Collected data
========================================================================

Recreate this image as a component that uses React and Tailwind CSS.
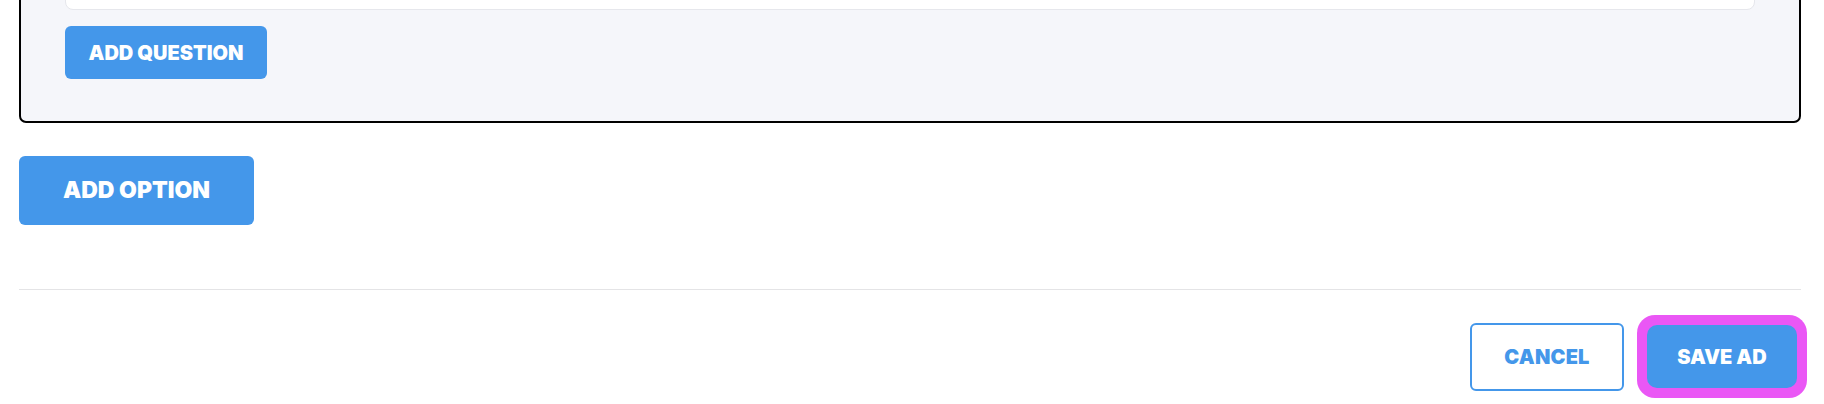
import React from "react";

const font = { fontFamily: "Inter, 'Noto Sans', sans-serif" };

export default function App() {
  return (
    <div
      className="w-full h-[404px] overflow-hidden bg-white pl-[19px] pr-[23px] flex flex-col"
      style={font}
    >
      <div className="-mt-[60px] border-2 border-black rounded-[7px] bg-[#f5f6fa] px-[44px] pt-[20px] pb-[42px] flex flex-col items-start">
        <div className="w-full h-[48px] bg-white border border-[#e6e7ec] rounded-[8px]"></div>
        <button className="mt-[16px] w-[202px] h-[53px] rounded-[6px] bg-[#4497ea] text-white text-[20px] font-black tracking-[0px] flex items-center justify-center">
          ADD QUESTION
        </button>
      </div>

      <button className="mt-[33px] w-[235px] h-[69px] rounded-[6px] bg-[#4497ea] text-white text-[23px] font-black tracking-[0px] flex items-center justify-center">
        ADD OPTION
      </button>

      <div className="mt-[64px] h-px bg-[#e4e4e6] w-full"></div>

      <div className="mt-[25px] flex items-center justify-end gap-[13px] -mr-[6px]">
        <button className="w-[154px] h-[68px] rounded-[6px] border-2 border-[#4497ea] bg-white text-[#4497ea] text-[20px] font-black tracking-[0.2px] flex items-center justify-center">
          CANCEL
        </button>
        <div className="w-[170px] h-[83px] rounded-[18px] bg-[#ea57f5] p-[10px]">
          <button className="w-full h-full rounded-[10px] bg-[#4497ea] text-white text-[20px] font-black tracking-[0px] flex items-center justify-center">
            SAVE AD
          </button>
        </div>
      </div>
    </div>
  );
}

========================================================================

Problem details
Give the data above again in full and unchanged, skipping the pictures.

The output
Recreate this image as a component that uses React and Tailwind CSS.
import React from "react";

const font = { fontFamily: "Inter, 'Noto Sans', sans-serif" };

export default function App() {
  return (
    <div
      className="w-full h-[404px] overflow-hidden bg-white pl-[19px] pr-[23px] flex flex-col"
      style={font}
    >
      <div className="-mt-[60px] border-2 border-black rounded-[7px] bg-[#f5f6fa] px-[44px] pt-[20px] pb-[42px] flex flex-col items-start">
        <div className="w-full h-[48px] bg-white border border-[#e6e7ec] rounded-[8px]"></div>
        <button className="mt-[16px] w-[202px] h-[53px] rounded-[6px] bg-[#4497ea] text-white text-[20px] font-black tracking-[0px] flex items-center justify-center">
          ADD QUESTION
        </button>
      </div>

      <button className="mt-[33px] w-[235px] h-[69px] rounded-[6px] bg-[#4497ea] text-white text-[23px] font-black tracking-[0px] flex items-center justify-center">
        ADD OPTION
      </button>

      <div className="mt-[64px] h-px bg-[#e4e4e6] w-full"></div>

      <div className="mt-[25px] flex items-center justify-end gap-[13px] -mr-[6px]">
        <button className="w-[154px] h-[68px] rounded-[6px] border-2 border-[#4497ea] bg-white text-[#4497ea] text-[20px] font-black tracking-[0.2px] flex items-center justify-center">
          CANCEL
        </button>
        <div className="w-[170px] h-[83px] rounded-[18px] bg-[#ea57f5] p-[10px]">
          <button className="w-full h-full rounded-[10px] bg-[#4497ea] text-white text-[20px] font-black tracking-[0px] flex items-center justify-center">
            SAVE AD
          </button>
        </div>
      </div>
    </div>
  );
}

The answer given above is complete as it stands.